HOW FACEBOOK TRADED CONNECTION FOR ATTENTION
When you forget why you matter, no amount of scale can save you.
When Facebook first launched, it wasn’t just another website.
It was a movement. It captured something raw and real — the basic human need to connect, to belong, to be seen. It wasn’t about features. It wasn’t about algorithms. It was about people. At its core, Facebook’s early depth came from one powerful belief: The world is better when we’re more connected.

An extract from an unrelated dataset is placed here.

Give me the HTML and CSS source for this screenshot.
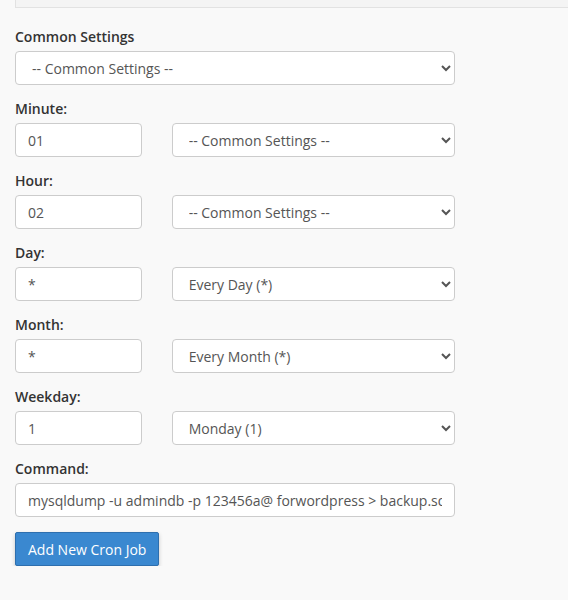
FILE: index.html
```html
<!DOCTYPE html>
<html>
<head>
<meta charset="utf-8">
<link rel="stylesheet" href="styles.css">
</head>
<body>
<div class="top-panel"></div>
<form class="cron-form">
  <div class="group">
    <label class="lbl">Common Settings</label>
    <select class="ctl sel"><option>-- Common Settings --</option></select>
  </div>
  <div class="group">
    <label class="lbl">Minute:</label>
    <div class="pair">
      <input class="ctl" type="text" value="01">
      <select class="ctl sel"><option>-- Common Settings --</option></select>
    </div>
  </div>
  <div class="group">
    <label class="lbl">Hour:</label>
    <div class="pair">
      <input class="ctl" type="text" value="02">
      <select class="ctl sel"><option>-- Common Settings --</option></select>
    </div>
  </div>
  <div class="group">
    <label class="lbl">Day:</label>
    <div class="pair">
      <input class="ctl" type="text" value="*">
      <select class="ctl sel"><option>Every Day (*)</option></select>
    </div>
  </div>
  <div class="group">
    <label class="lbl">Month:</label>
    <div class="pair">
      <input class="ctl" type="text" value="*">
      <select class="ctl sel"><option>Every Month (*)</option></select>
    </div>
  </div>
  <div class="group">
    <label class="lbl">Weekday:</label>
    <div class="pair">
      <input class="ctl" type="text" value="1">
      <select class="ctl sel"><option>Monday (1)</option></select>
    </div>
  </div>
  <div class="group">
    <label class="lbl">Command:</label>
    <input class="ctl" type="text" value="mysqldump -u admindb -p 123456a@ forwordpress &gt; backup.sql">
  </div>
  <button class="btn" type="button">Add New Cron Job</button>
</form>
</body>
</html>
```
FILE: styles.css
```css
html, body {
  margin: 0;
  padding: 0;
  background: #f9f9f9;
  font-family: "Open Sans", "Liberation Sans", sans-serif;
  font-size: 14px;
  color: #333;
}
body {
  padding: 0 0 0 15px;
}
.top-panel {
  box-sizing: border-box;
  height: 8px;
  background: #f4f4f4;
  border-left: 1px solid #e2e2e2;
  border-bottom: 1px solid #e2e2e2;
}
.cron-form {
  width: 440px;
  padding-top: 19px;
}
.group {
  display: flex;
  flex-direction: column;
  margin-bottom: 14px;
}
.lbl {
  font-weight: 600;
  line-height: 20px;
  margin-bottom: 4px;
  color: #333;
}
.pair {
  display: grid;
  grid-template-columns: 126.67px 1fr;
  column-gap: 30px;
}
.ctl {
  box-sizing: border-box;
  height: 34px;
  width: 100%;
  margin: 0;
  border: 1px solid #ccc;
  border-radius: 4px;
  background-color: #fff;
  font-family: "Open Sans", "Liberation Sans", sans-serif;
  font-size: 14px;
  color: #555;
  padding: 6px 12px;
  outline: none;
}
.sel {
  padding: 6px 8px 6px 12px;
}
.btn {
  margin-top: 1px;
  height: 34px;
  padding: 6px 12px;
  font-family: "Open Sans", "Liberation Sans", sans-serif;
  font-size: 14px;
  color: #fff;
  background: #3a88d0;
  border: 1px solid #2e6fae;
  border-radius: 2px;
  box-shadow: 0 2px 4px rgba(0,0,0,0.2);
}
```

The problem wasn’t that Facebook got bigger. It’s that somewhere along the way, the meaning got smaller. Growth became the goal. Engagement became the metric. More clicks, more ads, more data, more features — more, more, more. The original promise of connection got buried under a business model designed to harvest attention, polarize conversation, and prioritize profits over people. The depth they once had — the real emotional connection — slowly thinned out. Until what was left wasn’t belonging, but addiction. Not community, but conflict. And once people stopped feeling seen — and started feeling used — the loyalty began to erode.
Facebook stopped protecting the meaning.
They treated meaning like a marketing asset instead of a living thing. And once you do that, you lose control of the story — and the trust. No matter how big your brand is, no matter how much scale you achieve, if you lose sight of the original emotional core, the cracks will show. Maybe not today. Maybe not tomorrow. But eventually.
Facebook isn’t failing because it lacks resources, talent, or ambition. It’s failing — in the hearts of its earliest believers — because it forgot why it mattered in the first place. And in the end, no amount of features, benefits, or rebrands can ever replace that.
WHAT’S
WORTH NOTING
Growth at all costs will cost you everything that matters.
If your success comes at the expense of your original meaning, it’s not really success — it’s slow self-destruction.
Meaning has to be protected, not exploited.
Depth is fragile. When you trade it for short-term wins, you’re betting against your own future.
Staying relevant means staying rooted.
You have to evolve, yes — but you have to evolve from something. Never lose touch with the emotional truth that built your brand in the first place.